The prosecutor who sent serial killer Jeffrey Dahmer to prison denies Milwaukee police were slow to catch him because they were homophobic and racist.
Former Milwaukee D.A. Michael McCann rejected Netflix’s portrayal of Milwaukee cops as racist and homophobic in Monster: The Jeffrey Dahmer Story.
McCann tells TMZ, the notion that Milwaukee officers turned a blind eye to Dahmer’s victims because they were gay and Black is ludicrous.
But Dahmer’s neighbor, Glenda Cleveland (played by Niecy Nash in the Netflix film starring Evan Peters), alerted Milwaukee PD to strange sounds and odors coming from Dahmer’s apartment multiple times before he was finally captured. Many believe cops ignored her because she was Black.
On May 26, 1991, Dahmer enticed a 14-year-old Lao boy named Konaral Sinthasomphone to his apartment. Dahmer drugged the boy with pills before drilling a small hole in his skull and injecting hydrochloric acid.
Sinthasomphone managed to escape apartment 213. He was naked and heavily sedated when he was spotted by three concerned Black women who called 911.
Over the women’s objections, police returned the frightened boy to Dahmer who killed him later that night.

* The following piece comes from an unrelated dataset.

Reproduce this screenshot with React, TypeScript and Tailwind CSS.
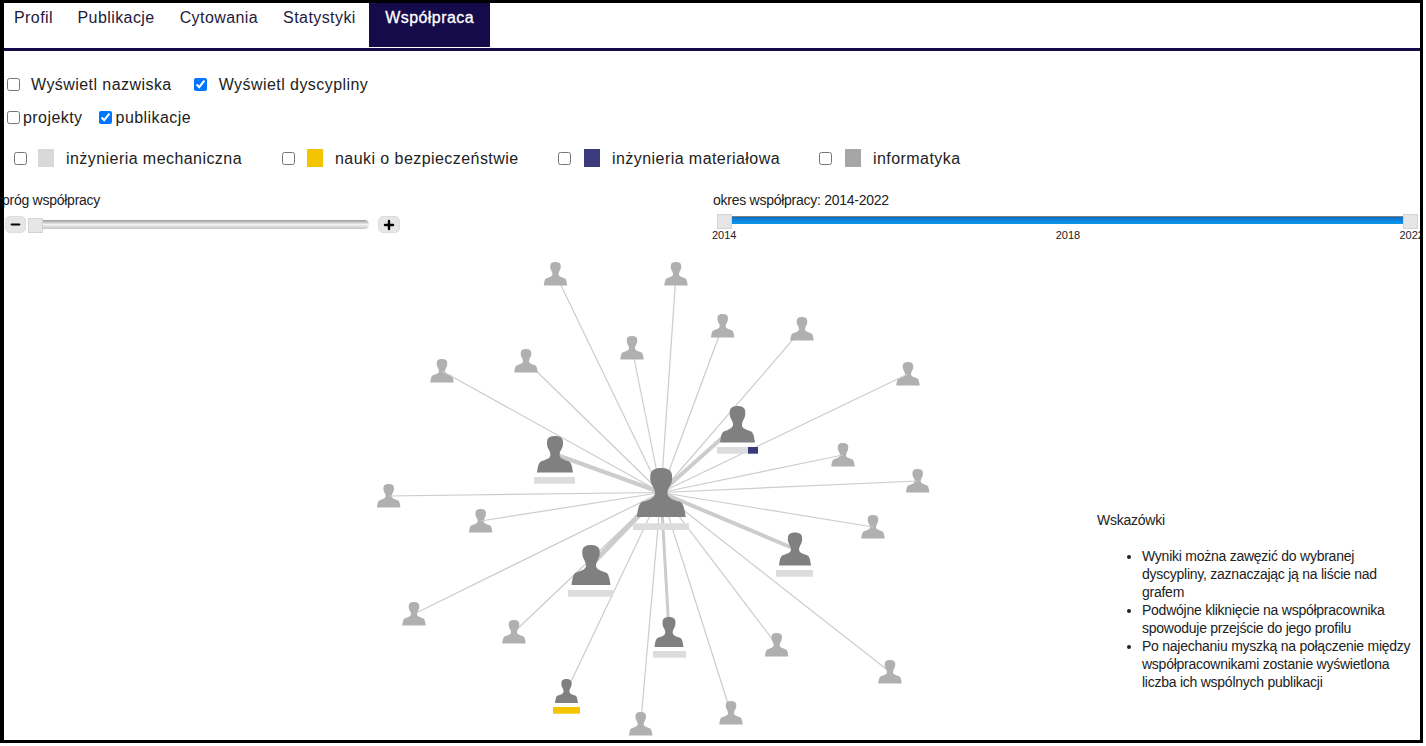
import { Minus, Plus } from "lucide-react";

const CX = 661;
const CY = 492.5;
const PERSON =
  "M50 0C60 0 71 3 72 14C73 24 72 30 67 38C64 44 62 48 63 54C65 62 76 65 88 69C95 72 97 80 100 100L0 100C3 80 5 72 12 69C24 65 35 62 37 54C38 48 36 44 33 38C28 30 27 24 28 14C29 3 40 0 50 0Z";

const small: [number, number, boolean][] = [
  [555.5, 262, false],
  [526, 349, false],
  [632, 336, false],
  [442, 359, true],
  [388.7, 484, true],
  [676, 262, false],
  [722.7, 314, false],
  [802, 317, false],
  [908, 362, true],
  [843, 443, true],
  [917.7, 469, true],
  [480.7, 509, true],
  [414, 602, false],
  [514, 620, false],
  [640.7, 712, false],
  [873, 515, true],
  [776.7, 633, false],
  [890, 660, false],
  [731, 701, false],
];

type Dark = {
  x: number;
  top: number;
  bottom: number;
  w: number;
  barX: number;
  barW: number;
  barY: number;
  edge: number;
  color?: string;
  extra?: number;
};

const dark: Dark[] = [
  { x: 555, top: 436, bottom: 472.5, w: 36, barX: 534, barW: 41, barY: 477, edge: 4 },
  { x: 737.5, top: 406, bottom: 442.5, w: 35, barX: 717, barW: 31, barY: 447, edge: 4, extra: 10 },
  { x: 795, top: 532.5, bottom: 565.5, w: 32, barX: 776, barW: 37, barY: 570, edge: 4 },
  { x: 591, top: 545, bottom: 585, w: 39, barX: 568, barW: 45, barY: 590, edge: 5 },
  { x: 669, top: 617, bottom: 647, w: 29, barX: 653, barW: 33, barY: 651, edge: 3 },
  { x: 566.5, top: 679, bottom: 703, w: 23, barX: 553, barW: 27, barY: 707, edge: 1.2, color: "#f5c400" },
];

function Person({ x, top, bottom, w, fill }: { x: number; top: number; bottom: number; w: number; fill: string }) {
  const h = bottom - top;
  return (
    <path d={PERSON} fill={fill} transform={`translate(${x - w / 2} ${top}) scale(${w / 100} ${h / 100})`} />
  );
}

function Graph() {
  return (
    <svg width={1090} height={495} viewBox="4 245 1090 495" className="block shrink-0">
      {small
        .filter((n) => !n[2])
        .map(([x, top]) => (
          <line key={x} x1={CX} y1={CY} x2={x} y2={top + 12} stroke="#cccccc" strokeWidth={1.2} />
        ))}
      {dark.map((n) => (
        <line key={n.x} x1={CX} y1={CY} x2={n.x} y2={(n.top + n.bottom) / 2} stroke="#cccccc" strokeWidth={n.edge} />
      ))}
      {small.map(([x, top]) => (
        <Person key={x} x={x} top={top} bottom={top + 23.5} w={23.5} fill="#b0b0b0" />
      ))}
      {small
        .filter((n) => n[2])
        .map(([x, top]) => (
          <line key={x} x1={CX} y1={CY} x2={x} y2={top + 12} stroke="#cccccc" strokeWidth={1.2} />
        ))}
      {dark.map((n) => (
        <g key={n.x}>
          <Person x={n.x} top={n.top} bottom={n.bottom} w={n.w} fill="#808080" />
          <rect x={n.barX} y={n.barY} width={n.barW} height={6.7} fill={n.color ?? "#dcdcdc"} />
          {n.extra ? <rect x={n.barX + n.barW} y={n.barY} width={n.extra} height={6.7} fill="#3a3a7c" /> : null}
        </g>
      ))}
      <Person x={661.2} top={468} bottom={517} w={49} fill="#808080" />
      <rect x={633} y={523.3} width={56} height={6.7} fill="#dcdcdc" />
    </svg>
  );
}

const tabs = ["Publikacje", "Cytowania", "Statystyki"];

const disciplines = [
  { name: "inżynieria mechaniczna", color: "bg-[#d9d9d9]", cls: "ml-[10px] w-[268px]", gap: "ml-[11px]" },
  { name: "nauki o bezpieczeństwie", color: "bg-[#f5c400]", cls: "w-[276px]", gap: "ml-[12px]" },
  { name: "inżynieria materiałowa", color: "bg-[#3a3a7c]", cls: "w-[261px]", gap: "ml-[13px]" },
  { name: "informatyka", color: "bg-[#a6a6a6]", cls: "", gap: "ml-[13px]" },
];

const sliderHandle = "bg-[#e6e6e6] border border-[#d3d3d3]";

export default function App() {
  return (
    <div className="min-h-[746px] bg-white font-['Liberation_Sans',Arial,sans-serif] text-[#222222]">
      <div className="w-[1423px] h-[743px] border-[3px] border-l-4 border-black overflow-hidden">
        <nav className="flex h-[45px] border-b-[3px] border-[#150a4a] box-content tracking-[0.42px]">
          <a className="pl-[10px] pr-[12px] h-[30px] text-[16px] leading-[30px] text-[#1d1a40]">Profil</a>
          {tabs.map((t) => (
            <a key={t} className="px-[12.5px] h-[30px] text-[16px] leading-[30px] text-[#1d1a40]">
              {t}
            </a>
          ))}
          <a className="h-[43.5px] w-[121px] ml-[1px] pl-[16px] text-[16px] leading-[30px] text-white bg-[#150a4a] [-webkit-text-stroke:0.3px_white]">
            Współpraca
          </a>
        </nav>

        <div className="flex items-center h-[24px] mt-[21px] pl-[3px] text-[16px] tracking-[0.44px]">
          <input type="checkbox" className="m-0 w-[13px] h-[13px]" readOnly />
          <span className="ml-[11px] pt-[2px]">Wyświetl nazwiska</span>
          <input type="checkbox" className="m-0 ml-[22px] w-[13px] h-[13px]" defaultChecked />
          <span className="ml-[12px] pt-[2px]">Wyświetl dyscypliny</span>
        </div>

        <div className="flex items-center h-[24px] mt-[9px] pl-[3px] text-[16px] tracking-[0.44px]">
          <input type="checkbox" className="m-0 w-[13px] h-[13px]" readOnly />
          <span className="ml-[3px] pt-[2px]">projekty</span>
          <input type="checkbox" className="m-0 ml-[16px] w-[13px] h-[13px]" defaultChecked />
          <span className="ml-[4px] pt-[2px]">publikacje</span>
        </div>

        <div className="flex items-center h-[24px] mt-[17px] text-[16px] tracking-[0.44px]">
          {disciplines.map((d) => (
            <div key={d.name} className={`flex items-center ${d.cls}`}>
              <input type="checkbox" className="m-0 w-[13px] h-[13px]" readOnly />
              <span className={`${d.gap} w-[16px] h-[18px] ${d.color}`} />
              <span className="ml-[12px] pt-[2px] whitespace-nowrap">{d.name}</span>
            </div>
          ))}
        </div>

        <div className="flex mt-[22px] h-[53px]">
          <div className="w-[709px] shrink-0">
            <div className="-ml-[2px] h-[16px] text-[14px] leading-[16px] tracking-[-0.26px]">próg współpracy</div>
            <div className="flex items-end h-[25px]">
              <button className="flex items-center justify-center w-[21px] h-[17px] ml-[1px] rounded-[5px] bg-[#e6e6e6] border border-[#dddddd]">
                <Minus size={13} strokeWidth={4} color="#000" />
              </button>
              <div className={`ml-[2px] w-[15px] h-[15px] ${sliderHandle}`} />
              <div className="w-[326px] h-[9px] mb-[4px] rounded-r-full bg-gradient-to-b from-[#9a9a9a] via-[#f2f2f2] to-[#c4c4c4]" />
              <button className="flex items-center justify-center w-[22px] h-[17px] ml-[9px] rounded-[5px] bg-[#e6e6e6] border border-[#dddddd]">
                <Plus size={14} strokeWidth={4} color="#000" />
              </button>
            </div>
          </div>
          <div className="w-[711px] shrink-0">
            <div className="h-[16px] text-[14px] leading-[16px] tracking-[-0.26px]">okres współpracy: 2014-2022</div>
            <div className="flex items-start ml-[4px] mt-[6px] w-[701px]">
              <div className={`w-[15px] h-[15px] shrink-0 ${sliderHandle}`} />
              <div className="flex-1 h-[8px] mt-[2px] border-t border-[#808080] bg-gradient-to-b from-[#0a6fc0] via-[#0a86e0] to-[#0f96e8]" />
              <div className={`w-[15px] h-[15px] shrink-0 ${sliderHandle}`} />
            </div>
            <div className="flex justify-between -ml-[1px] w-[712px] text-[11px] leading-[13px]">
              <span>2014</span>
              <span>2018</span>
              <span>2022</span>
            </div>
          </div>
        </div>

        <div className="flex h-[495px]">
          <Graph />
          <aside className="ml-[3px] pt-[266px] w-[322px] shrink-0 text-[14px] leading-[18px] tracking-[-0.25px]">
            <p>Wskazówki</p>
            <ul className="list-disc pl-[45px] mt-[18px]">
              <li>Wyniki można zawęzić do wybranej dyscypliny, zaznaczając ją na liście nad grafem</li>
              <li>Podwójne kliknięcie na współpracownika spowoduje przejście do jego profilu</li>
              <li>Po najechaniu myszką na połączenie między współpracownikami zostanie wyświetlona liczba ich wspólnych publikacji</li>
            </ul>
          </aside>
        </div>
      </div>
    </div>
  );
}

The officers who returned with the boy to Dahmer’s residence said the apartment was tidy. They did notice a foul odor — from another male victim decomposing on the floor of Dahmer’s bedroom. But the cops didn’t go into the bedroom.
McCann said Dahmer simply didn’t leave a lot of evidence lying around his apartment for police to find.

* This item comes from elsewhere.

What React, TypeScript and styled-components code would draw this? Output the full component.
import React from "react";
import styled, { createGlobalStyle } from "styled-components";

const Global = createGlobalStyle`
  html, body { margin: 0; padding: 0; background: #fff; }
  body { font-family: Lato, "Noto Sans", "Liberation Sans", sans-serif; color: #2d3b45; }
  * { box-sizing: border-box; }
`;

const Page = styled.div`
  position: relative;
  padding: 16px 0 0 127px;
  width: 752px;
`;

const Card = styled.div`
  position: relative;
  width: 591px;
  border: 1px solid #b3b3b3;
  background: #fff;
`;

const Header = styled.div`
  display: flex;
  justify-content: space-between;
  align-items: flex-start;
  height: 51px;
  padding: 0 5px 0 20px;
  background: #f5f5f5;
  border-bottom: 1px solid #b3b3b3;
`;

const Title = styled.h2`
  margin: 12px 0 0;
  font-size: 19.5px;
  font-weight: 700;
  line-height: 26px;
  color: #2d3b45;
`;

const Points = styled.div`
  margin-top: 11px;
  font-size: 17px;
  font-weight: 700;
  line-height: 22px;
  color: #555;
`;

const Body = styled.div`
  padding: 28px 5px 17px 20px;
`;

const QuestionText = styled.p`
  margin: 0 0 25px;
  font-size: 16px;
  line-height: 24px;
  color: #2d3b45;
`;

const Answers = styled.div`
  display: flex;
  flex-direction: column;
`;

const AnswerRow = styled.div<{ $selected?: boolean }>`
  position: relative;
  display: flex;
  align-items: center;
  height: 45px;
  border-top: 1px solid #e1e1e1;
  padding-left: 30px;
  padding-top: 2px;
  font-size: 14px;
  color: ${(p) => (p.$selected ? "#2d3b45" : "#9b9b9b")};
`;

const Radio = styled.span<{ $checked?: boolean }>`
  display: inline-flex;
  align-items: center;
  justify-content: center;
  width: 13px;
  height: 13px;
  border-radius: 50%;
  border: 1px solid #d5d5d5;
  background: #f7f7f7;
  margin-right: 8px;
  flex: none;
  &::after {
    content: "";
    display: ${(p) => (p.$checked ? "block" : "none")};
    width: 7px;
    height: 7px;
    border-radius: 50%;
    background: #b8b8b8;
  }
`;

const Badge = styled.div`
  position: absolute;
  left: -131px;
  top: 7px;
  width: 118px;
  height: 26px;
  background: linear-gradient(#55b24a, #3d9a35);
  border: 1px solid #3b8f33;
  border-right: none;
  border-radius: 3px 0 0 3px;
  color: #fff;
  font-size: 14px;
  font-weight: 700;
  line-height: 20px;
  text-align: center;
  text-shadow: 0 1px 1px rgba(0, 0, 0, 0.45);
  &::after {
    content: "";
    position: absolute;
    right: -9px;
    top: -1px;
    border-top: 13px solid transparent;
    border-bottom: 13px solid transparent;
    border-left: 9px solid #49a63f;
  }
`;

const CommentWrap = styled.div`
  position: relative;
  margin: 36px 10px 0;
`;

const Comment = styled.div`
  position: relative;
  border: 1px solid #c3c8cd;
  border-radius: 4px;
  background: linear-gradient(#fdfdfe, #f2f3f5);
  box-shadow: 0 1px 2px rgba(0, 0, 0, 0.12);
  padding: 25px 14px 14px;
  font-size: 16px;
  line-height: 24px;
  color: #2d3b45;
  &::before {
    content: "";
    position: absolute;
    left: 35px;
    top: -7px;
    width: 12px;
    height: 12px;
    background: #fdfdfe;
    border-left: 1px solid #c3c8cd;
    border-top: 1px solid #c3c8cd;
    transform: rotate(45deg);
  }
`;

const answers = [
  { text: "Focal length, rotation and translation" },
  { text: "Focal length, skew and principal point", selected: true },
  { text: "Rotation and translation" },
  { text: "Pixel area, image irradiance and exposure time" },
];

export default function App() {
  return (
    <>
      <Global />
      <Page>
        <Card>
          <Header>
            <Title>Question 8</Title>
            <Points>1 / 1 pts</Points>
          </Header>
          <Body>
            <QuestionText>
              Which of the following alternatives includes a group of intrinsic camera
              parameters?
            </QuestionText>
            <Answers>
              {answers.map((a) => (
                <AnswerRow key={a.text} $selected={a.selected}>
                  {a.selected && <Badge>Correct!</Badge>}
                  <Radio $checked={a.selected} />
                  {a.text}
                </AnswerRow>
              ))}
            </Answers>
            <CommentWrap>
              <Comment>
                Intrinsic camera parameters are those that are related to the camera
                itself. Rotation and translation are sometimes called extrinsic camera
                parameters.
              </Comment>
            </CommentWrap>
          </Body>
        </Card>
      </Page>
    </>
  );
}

McCann acknowledges racism and homophobia generally has been a problem historically in law enforcement, but he is still adamant that it played no role in how officers handled Dahmer.
Twitter users accused Netflix of romanticizing Dahmer who killed and ate 17 mostly Black, gay men.
They say Dahmer would not have gone on a killing spree if society was more tolerant of homosexuals back then.